Data listing
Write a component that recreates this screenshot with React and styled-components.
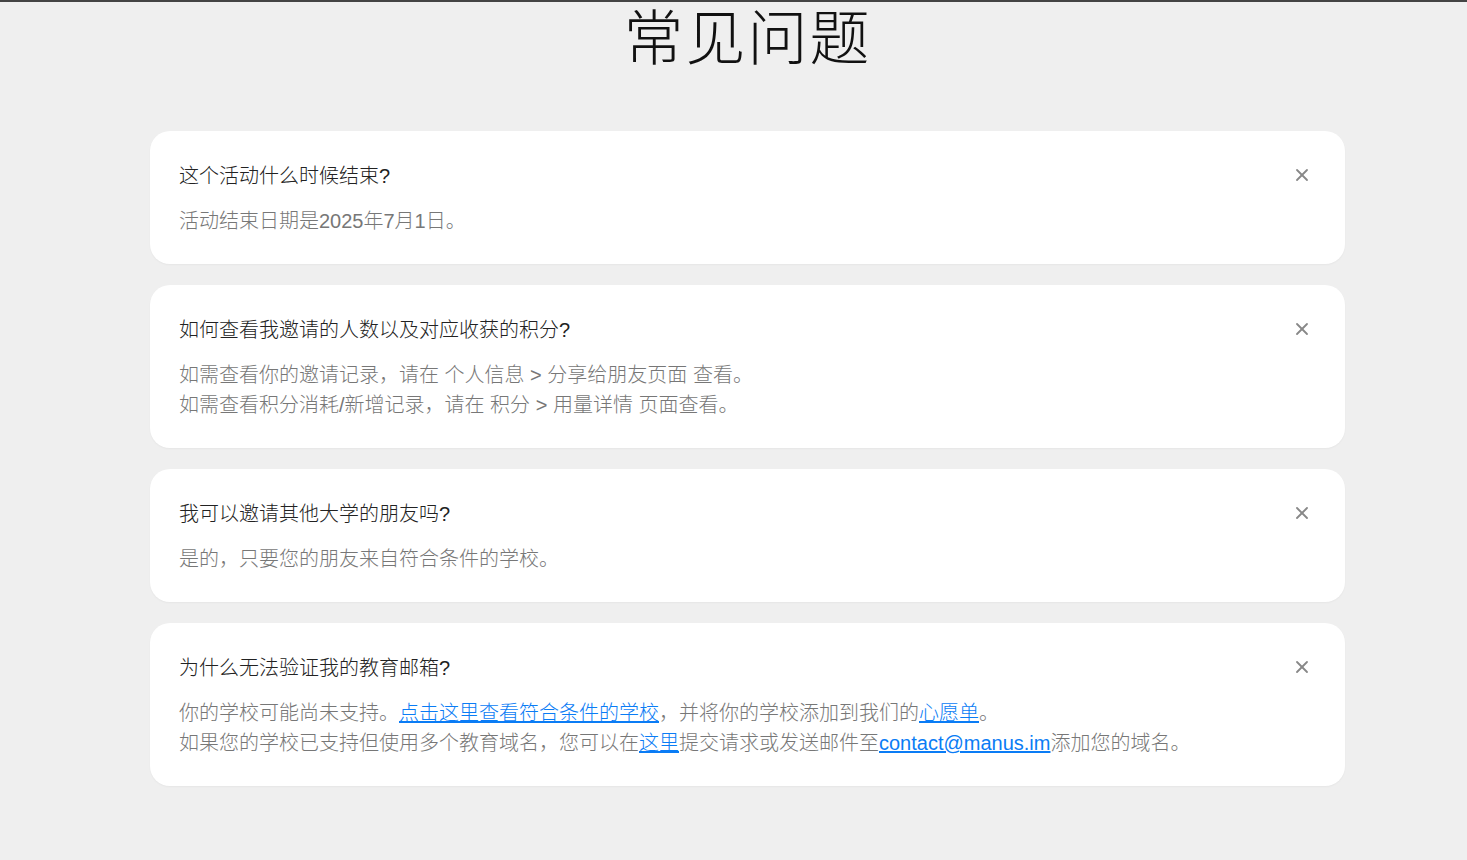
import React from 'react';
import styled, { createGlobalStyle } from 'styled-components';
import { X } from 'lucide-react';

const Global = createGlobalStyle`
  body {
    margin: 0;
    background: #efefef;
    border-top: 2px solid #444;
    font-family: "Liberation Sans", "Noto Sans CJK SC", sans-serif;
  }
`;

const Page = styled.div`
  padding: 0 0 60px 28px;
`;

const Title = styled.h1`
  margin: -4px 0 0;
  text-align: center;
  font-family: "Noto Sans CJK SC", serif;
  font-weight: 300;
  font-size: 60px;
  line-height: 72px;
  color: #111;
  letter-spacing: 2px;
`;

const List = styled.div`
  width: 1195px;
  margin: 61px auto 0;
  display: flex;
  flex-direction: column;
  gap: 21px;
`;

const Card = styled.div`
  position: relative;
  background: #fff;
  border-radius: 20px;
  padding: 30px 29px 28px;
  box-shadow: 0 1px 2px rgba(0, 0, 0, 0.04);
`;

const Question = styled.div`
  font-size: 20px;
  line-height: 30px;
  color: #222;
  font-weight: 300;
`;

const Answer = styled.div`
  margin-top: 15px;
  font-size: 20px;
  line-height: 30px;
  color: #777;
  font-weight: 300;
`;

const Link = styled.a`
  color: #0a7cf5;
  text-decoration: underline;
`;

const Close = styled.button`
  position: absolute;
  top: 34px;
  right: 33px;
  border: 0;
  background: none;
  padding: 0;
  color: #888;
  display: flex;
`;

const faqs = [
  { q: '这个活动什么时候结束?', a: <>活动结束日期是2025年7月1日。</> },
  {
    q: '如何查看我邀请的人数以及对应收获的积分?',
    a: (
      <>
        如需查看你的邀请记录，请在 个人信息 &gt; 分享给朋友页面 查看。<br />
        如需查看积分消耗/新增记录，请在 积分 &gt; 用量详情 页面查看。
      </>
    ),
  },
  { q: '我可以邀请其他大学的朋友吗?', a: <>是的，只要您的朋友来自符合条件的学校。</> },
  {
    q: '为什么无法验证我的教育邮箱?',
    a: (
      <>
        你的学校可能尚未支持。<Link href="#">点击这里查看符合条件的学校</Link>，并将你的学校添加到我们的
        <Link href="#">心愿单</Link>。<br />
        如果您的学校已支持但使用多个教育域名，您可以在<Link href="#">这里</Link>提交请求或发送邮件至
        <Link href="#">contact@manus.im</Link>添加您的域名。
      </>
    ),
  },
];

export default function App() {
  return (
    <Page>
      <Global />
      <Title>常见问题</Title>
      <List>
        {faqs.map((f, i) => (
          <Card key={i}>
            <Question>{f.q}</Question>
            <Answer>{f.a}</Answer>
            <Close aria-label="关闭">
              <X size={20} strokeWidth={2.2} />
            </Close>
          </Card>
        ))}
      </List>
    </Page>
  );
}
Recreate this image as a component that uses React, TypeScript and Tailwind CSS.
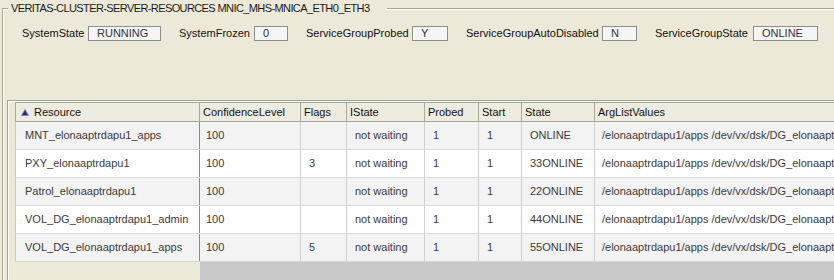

• **What you are asked to do**
With the pictures left out, transcribe the material exactly.

• **Worked answer**
Write a component that recreates this screenshot with React and styled-components.
import React from 'react';
import styled, { createGlobalStyle } from 'styled-components';
import { X } from 'lucide-react';

const Global = createGlobalStyle`
  body {
    margin: 0;
    background: #efefef;
    border-top: 2px solid #444;
    font-family: "Liberation Sans", "Noto Sans CJK SC", sans-serif;
  }
`;

const Page = styled.div`
  padding: 0 0 60px 28px;
`;

const Title = styled.h1`
  margin: -4px 0 0;
  text-align: center;
  font-family: "Noto Sans CJK SC", serif;
  font-weight: 300;
  font-size: 60px;
  line-height: 72px;
  color: #111;
  letter-spacing: 2px;
`;

const List = styled.div`
  width: 1195px;
  margin: 61px auto 0;
  display: flex;
  flex-direction: column;
  gap: 21px;
`;

const Card = styled.div`
  position: relative;
  background: #fff;
  border-radius: 20px;
  padding: 30px 29px 28px;
  box-shadow: 0 1px 2px rgba(0, 0, 0, 0.04);
`;

const Question = styled.div`
  font-size: 20px;
  line-height: 30px;
  color: #222;
  font-weight: 300;
`;

const Answer = styled.div`
  margin-top: 15px;
  font-size: 20px;
  line-height: 30px;
  color: #777;
  font-weight: 300;
`;

const Link = styled.a`
  color: #0a7cf5;
  text-decoration: underline;
`;

const Close = styled.button`
  position: absolute;
  top: 34px;
  right: 33px;
  border: 0;
  background: none;
  padding: 0;
  color: #888;
  display: flex;
`;

const faqs = [
  { q: '这个活动什么时候结束?', a: <>活动结束日期是2025年7月1日。</> },
  {
    q: '如何查看我邀请的人数以及对应收获的积分?',
    a: (
      <>
        如需查看你的邀请记录，请在 个人信息 &gt; 分享给朋友页面 查看。<br />
        如需查看积分消耗/新增记录，请在 积分 &gt; 用量详情 页面查看。
      </>
    ),
  },
  { q: '我可以邀请其他大学的朋友吗?', a: <>是的，只要您的朋友来自符合条件的学校。</> },
  {
    q: '为什么无法验证我的教育邮箱?',
    a: (
      <>
        你的学校可能尚未支持。<Link href="#">点击这里查看符合条件的学校</Link>，并将你的学校添加到我们的
        <Link href="#">心愿单</Link>。<br />
        如果您的学校已支持但使用多个教育域名，您可以在<Link href="#">这里</Link>提交请求或发送邮件至
        <Link href="#">contact@manus.im</Link>添加您的域名。
      </>
    ),
  },
];

export default function App() {
  return (
    <Page>
      <Global />
      <Title>常见问题</Title>
      <List>
        {faqs.map((f, i) => (
          <Card key={i}>
            <Question>{f.q}</Question>
            <Answer>{f.a}</Answer>
            <Close aria-label="关闭">
              <X size={20} strokeWidth={2.2} />
            </Close>
          </Card>
        ))}
      </List>
    </Page>
  );
}
Recreate this image as a component that uses React, TypeScript and Tailwind CSS.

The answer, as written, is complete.